Frontiers in Science lectures focus on radiography and its contributions to advancing science, medicine
- Steve Sandoval
- Communications Office
- (505) 665-9206
Los Alamos, New Mexico, August 21, 2009-In a series of lectures starting Tuesday, August 25, Los Alamos National Laboratory scientist Christopher Morris talks about the science of radiography during a Frontiers in Science lecture at 7 p.m. at the James Little Theater of the New Mexico School for the Deaf, 1060 Cerrillos Road in Santa Fe.
In the talk, "Looking Inside Explosions and Other Things," Morris, of the Laboratory's Subatomic Physics Group, explains how X-rays, protons, and naturally occurring cosmic rays can be used to see through opaque objects.
From assisting surgeons with pictures of what's inside a human body to helping border agents find nuclear contraband inside freight containers, the ability to see within objects advances science and medicine and even provides a better understanding of the forces unleashed by high explosives during detonation, according to Morris, who plans to repeat the lecture on the following dates:
- Thursday (August 27), Duane Smith Auditorium, Los Alamos High School, Los Alamos
- September 1, New Mexico Museum of Natural History and Science, 1801 Mountain Road, N.W., Albuquerque
- September 3, El Alcalde Room, Coronado Hall, Taos Convention Center, 120 Civic Plaza Drive, Taos.
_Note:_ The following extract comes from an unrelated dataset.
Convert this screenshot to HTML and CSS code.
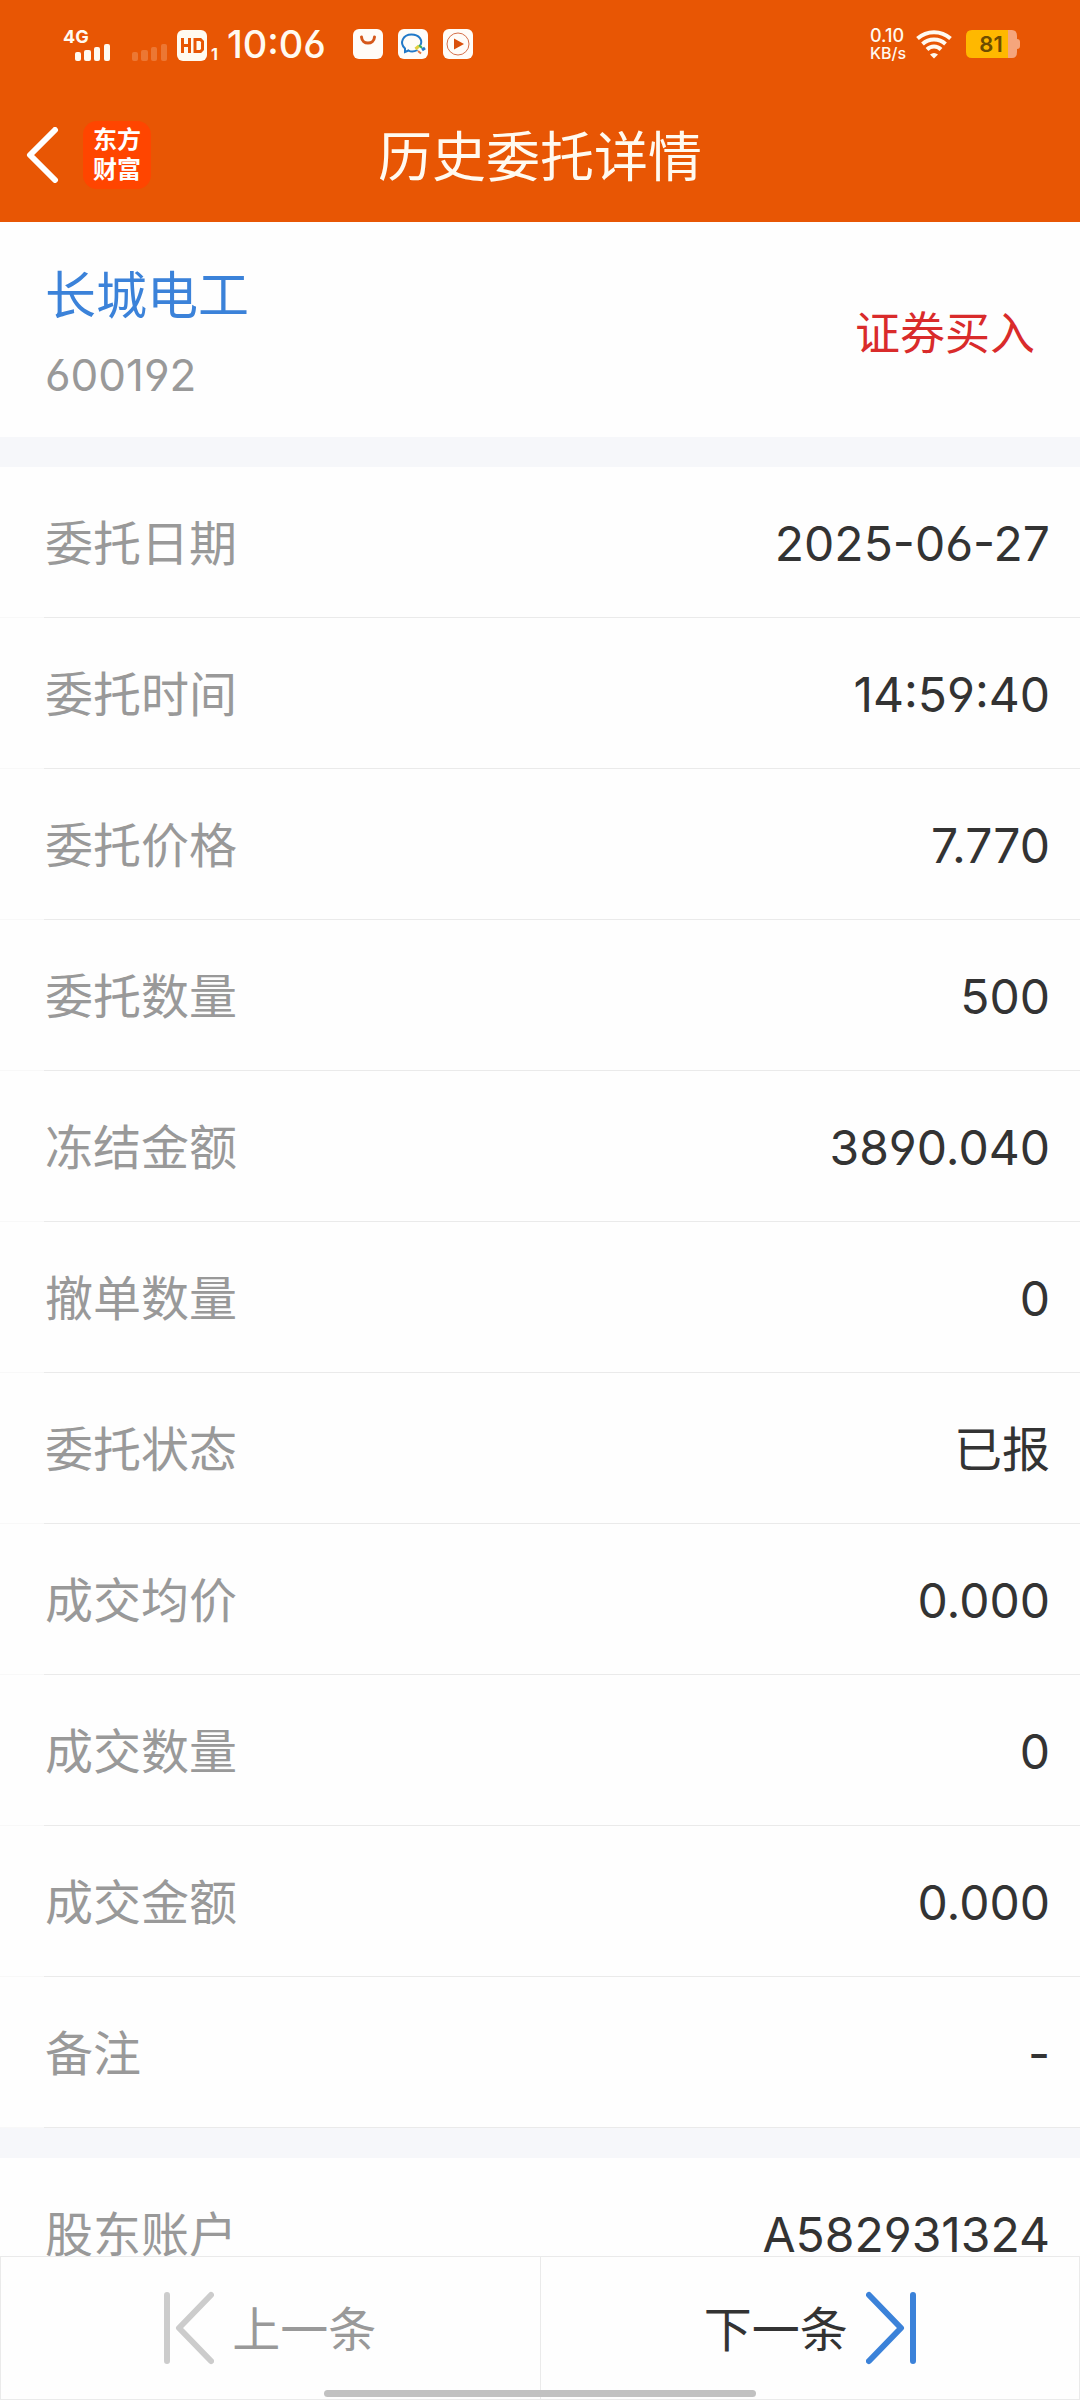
FILE: index.html
```html
<!DOCTYPE html>
<html lang="zh-CN">
<head>
<meta charset="utf-8">
<meta name="viewport" content="width=device-width">
<title>历史委托详情</title>
<link rel="stylesheet" href="styles.css">
</head>
<body>
<div class="app">
  <header class="top">
    <div class="status">
      <div class="status-left">
        <svg class="signals" width="158" height="40" viewBox="0 -2 158 40" fill="#fffaf0">
          <text class="net" x="0" y="17">4G</text>
          <rect x="12" y="26" width="6" height="9" rx="2"/><rect x="21" y="24" width="7" height="11" rx="2"/><rect x="31" y="21" width="6" height="14" rx="2"/><rect x="41" y="18" width="6" height="17" rx="2"/>
          <g opacity=".2"><rect x="69" y="26" width="6" height="9" rx="2"/><rect x="78" y="24" width="7" height="11" rx="2"/><rect x="88" y="21" width="6" height="14" rx="2"/><rect x="98" y="18" width="6" height="17" rx="2"/></g>
          <rect x="114" y="4" width="30" height="31" rx="6"/>
          <g fill="none" stroke="#e85604" stroke-width="3"><path d="M119.500 12V27M126.500 12V27M119.500 19.500H126.500M132 13.500H137.500L139.500 15.500V23.500L137.500 25.500H132Z"/></g>
          <text class="sim" x="148" y="34">1</text>
        </svg>
        <time class="clock">10:06</time>
        <svg class="notice" width="120" height="32" viewBox="0 0 120 32">
          <rect y="1" width="30" height="30" rx="6" fill="#fffcf8"/>
          <path d="M8.500 9C9 17 21 17 21.500 9" fill="none" stroke="#d5581b" stroke-width="3" stroke-linecap="round"/>
          <rect x="45" y="1" width="30" height="30" rx="6" fill="#fffcf8"/>
          <path d="M64.500 22C60 24.500 57 23.500 55.500 22.500L52 24V20.500C46 15 50 6.500 58.500 6.500C66 6.500 70 12 67.500 17" fill="none" stroke="#2279c8" stroke-width="2"/>
          <path d="M62.500 21L66 18" stroke="#e2cf3c" stroke-width="3"/><path d="M66 17L69 20" stroke="#35a855" stroke-width="2"/><path d="M69 22L72 20" stroke="#2279c8" stroke-width="3"/><path d="M65 23L68 25.500" stroke="#e07947" stroke-width="2"/>
          <rect x="90" y="1" width="30" height="30" rx="6" fill="#fffcf8"/>
          <circle cx="105" cy="16" r="11" fill="none" stroke="#d5704a"/>
          <path d="M101 10.500L111 16L101 21.500Z" fill="#d9500c"/>
        </svg>
      </div>
      <div class="status-right">
        <div class="speed"><span>0.10</span><span class="unit">KB/s</span></div>
        <svg class="wifi" width="36" height="30" viewBox="0 0 36 30" fill="none" stroke="#fffaf0" stroke-width="4">
          <path d="M1.500 9.500C11 1 25 1 34.500 9.500"/><path d="M6.500 15C13 9 23 9 29.500 15"/><path d="M11 20.500C15 16.500 21 16.500 25 20.500"/><path d="M18 29.500L14 25.500Q18 22.500 22 25.500Z" fill="#fffaf0" stroke="none"/>
        </svg>
        <svg class="battery" width="54" height="28" viewBox="0 0 54 28">
          <path d="M42 0H46Q51 0 51 6V9Q54 9 54 12V16Q54 19 51 19V22Q51 28 46 28H42Z" fill="#f5a57c"/>
          <path d="M6 0H42V28H6Q0 28 0 22V6Q0 0 6 0Z" fill="#ffb800"/>
          <text class="level" x="25" y="22" text-anchor="middle">81</text>
        </svg>
      </div>
    </div>
    <div class="bar">
      <div class="bar-left">
        <button class="back" type="button" aria-label="返回">
          <svg width="33" height="56" viewBox="0 0 33 56" fill="none" stroke="#fff" stroke-width="6" stroke-linecap="round" stroke-linejoin="round"><path d="M29 3L4 28L29 53"/></svg>
        </button>
        <div class="logo"><span>东方</span><span>财富</span></div>
      </div>
      <h1 class="title">历史委托详情</h1>
    </div>
  </header>

  <main class="content">
    <section class="stock">
      <div>
        <a class="stock-name" href="#stock">长城电工</a>
        <div class="stock-code">600192</div>
      </div>
      <div class="side">证券买入</div>
    </section>
    <dl class="list">
      <div class="row"><dt>委托日期</dt><dd>2025-06-27</dd></div>
      <div class="row"><dt>委托时间</dt><dd>14:59:40</dd></div>
      <div class="row"><dt>委托价格</dt><dd>7.770</dd></div>
      <div class="row"><dt>委托数量</dt><dd>500</dd></div>
      <div class="row"><dt>冻结金额</dt><dd>3890.040</dd></div>
      <div class="row"><dt>撤单数量</dt><dd>0</dd></div>
      <div class="row"><dt>委托状态</dt><dd>已报</dd></div>
      <div class="row"><dt>成交均价</dt><dd>0.000</dd></div>
      <div class="row"><dt>成交数量</dt><dd>0</dd></div>
      <div class="row"><dt>成交金额</dt><dd>0.000</dd></div>
      <div class="row"><dt>备注</dt><dd>-</dd></div>
    </dl>
    <dl class="list">
      <div class="row"><dt>股东账户</dt><dd>A582931324</dd></div>
    </dl>
  </main>

  <nav class="pager">
    <button class="page prev" type="button">
      <svg width="50" height="74" viewBox="0 0 50 74" fill="none" stroke="#ccc" stroke-width="6" stroke-linecap="round" stroke-linejoin="round"><path d="M3 4V70M47 4L15 37L47 70"/></svg>
      <span>上一条</span>
    </button>
    <button class="page next" type="button">
      <span>下一条</span>
      <svg width="50" height="74" viewBox="0 0 50 74" fill="none" stroke="#3b82d9" stroke-width="6" stroke-linecap="round" stroke-linejoin="round"><path d="M47 4V70M3 4L35 37L3 70"/></svg>
    </button>
    <div class="home"></div>
  </nav>
</div>
</body>
</html>
```
FILE: styles.css
```css
* { box-sizing: border-box; }

body {
  margin: 0;
  background: #fefefe;
  color: #333;
  font-family: Inter, "Noto Sans CJK SC", sans-serif;
  font-feature-settings: "cv03", "cv04";
}

button {
  margin: 0;
  padding: 0;
  border: 0;
  background: none;
  color: inherit;
  font: inherit;
  font-feature-settings: inherit;
}

svg { display: block; }

.app {
  display: flex;
  flex-direction: column;
  height: 100vh;
}

.top {
  flex: none;
  background: #e85604;
  color: #fffaf0;
}

.status {
  display: flex;
  justify-content: space-between;
  align-items: center;
  height: 88px;
  padding: 0 60px 0 63px;
}

.status-left,
.status-right {
  display: flex;
  align-items: center;
}

.net { font-size: 18px; font-weight: 700; }
.sim { font-size: 16px; font-weight: 700; }

.clock {
  margin: 0 27px 0 6px;
  font-size: 38px;
  line-height: 44px;
  font-weight: 500;
}

.speed {
  display: flex;
  flex-direction: column;
  font-size: 18px;
  line-height: 18px;
  font-weight: 500;
}

.unit {
  font-size: 16px;
  line-height: 16px;
}

.wifi { margin: 0 14px 0 10px; }
.level { fill: #6e4c00; font-size: 22px; font-weight: 600; }

.bar {
  display: grid;
  grid-template-columns: 1fr auto 1fr;
  align-items: center;
  height: 134px;
  padding: 0 26px;
}

.bar-left {
  display: flex;
  align-items: center;
  gap: 24px;
}

.logo {
  display: flex;
  flex-direction: column;
  align-items: center;
  justify-content: center;
  width: 68px;
  height: 68px;
  border-radius: 14px;
  background: #ff4500;
  color: #fff;
  font-size: 24px;
  line-height: 30px;
  font-weight: 700;
}

.title {
  margin: 0;
  padding-top: 6px;
  font-size: 54px;
  line-height: 64px;
  font-weight: 400;
}

.content {
  flex: 1;
  min-height: 0;
  overflow-y: auto;
  scrollbar-width: none;
  background: #f6f7fa;
}

.stock {
  display: flex;
  justify-content: space-between;
  align-items: center;
  padding: 36px 45px 28px;
  background: #fefefe;
}

.stock-name {
  display: block;
  color: #3b82d9;
  font-size: 51px;
  line-height: 76px;
  text-decoration: none;
}

.stock-code {
  padding-top: 7px;
  color: #999;
  font-size: 44px;
  line-height: 68px;
}

.side {
  color: #d92b2b;
  font-size: 45px;
  line-height: 68px;
}

.list {
  margin: 30px 0 0;
  background: #fefefe;
}

.row {
  display: flex;
  justify-content: space-between;
  align-items: center;
  height: 151px;
  padding: 4px 30px 0 45px;
  border-bottom: 1px solid;
  border-image: linear-gradient(to right, #f8f8f8 45px, #eaeaea 45px) 1;
  font-size: 48px;
  line-height: 72px;
}

.row dt { color: #999; }
.row dd { margin: 0; }

.pager {
  position: relative;
  display: flex;
  flex: none;
  height: 144px;
  border: 1px solid #eaeaea;
  background: #fefefe;
}

.page {
  display: flex;
  flex: 1;
  align-items: center;
  justify-content: center;
  gap: 18px;
  font-size: 48px;
  line-height: 72px;
}

.page span { padding-top: 4px; }

.prev {
  border-right: 1px solid #eaeaea;
  color: #999;
}

.home {
  position: absolute;
  bottom: 2px;
  left: 30%;
  width: 40%;
  height: 7px;
  border-radius: 4px;
  background: #c1c1c1;
}
```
All the talks begin at 7 p.m. and are free of charge.
The Frontiers in Science lecture series is sponsored by the Fellows of Los Alamos National Laboratory. Frontiers in Science lectures are intended to increase local public awareness of the diversity of science and engineering research at the Laboratory.
For more information, contact Linda Anderman of the Community Programs Office at (505) 665-9196 or firstname.lastname@example.org.
Los Alamos National Laboratory, a multidisciplinary research institution engaged in strategic science on behalf of national security, is operated by Los Alamos National Security, LLC, a team composed of Bechtel National, the University of California, The Babcock & Wilcox Company, and URS for the Department of Energy's National Nuclear Security Administration.
Los Alamos enhances national security by ensuring the safety and reliability of the U.S. nuclear stockpile, developing technologies to reduce threats from weapons of mass destruction, and solving problems related to energy, environment, infrastructure, health, and global security concerns.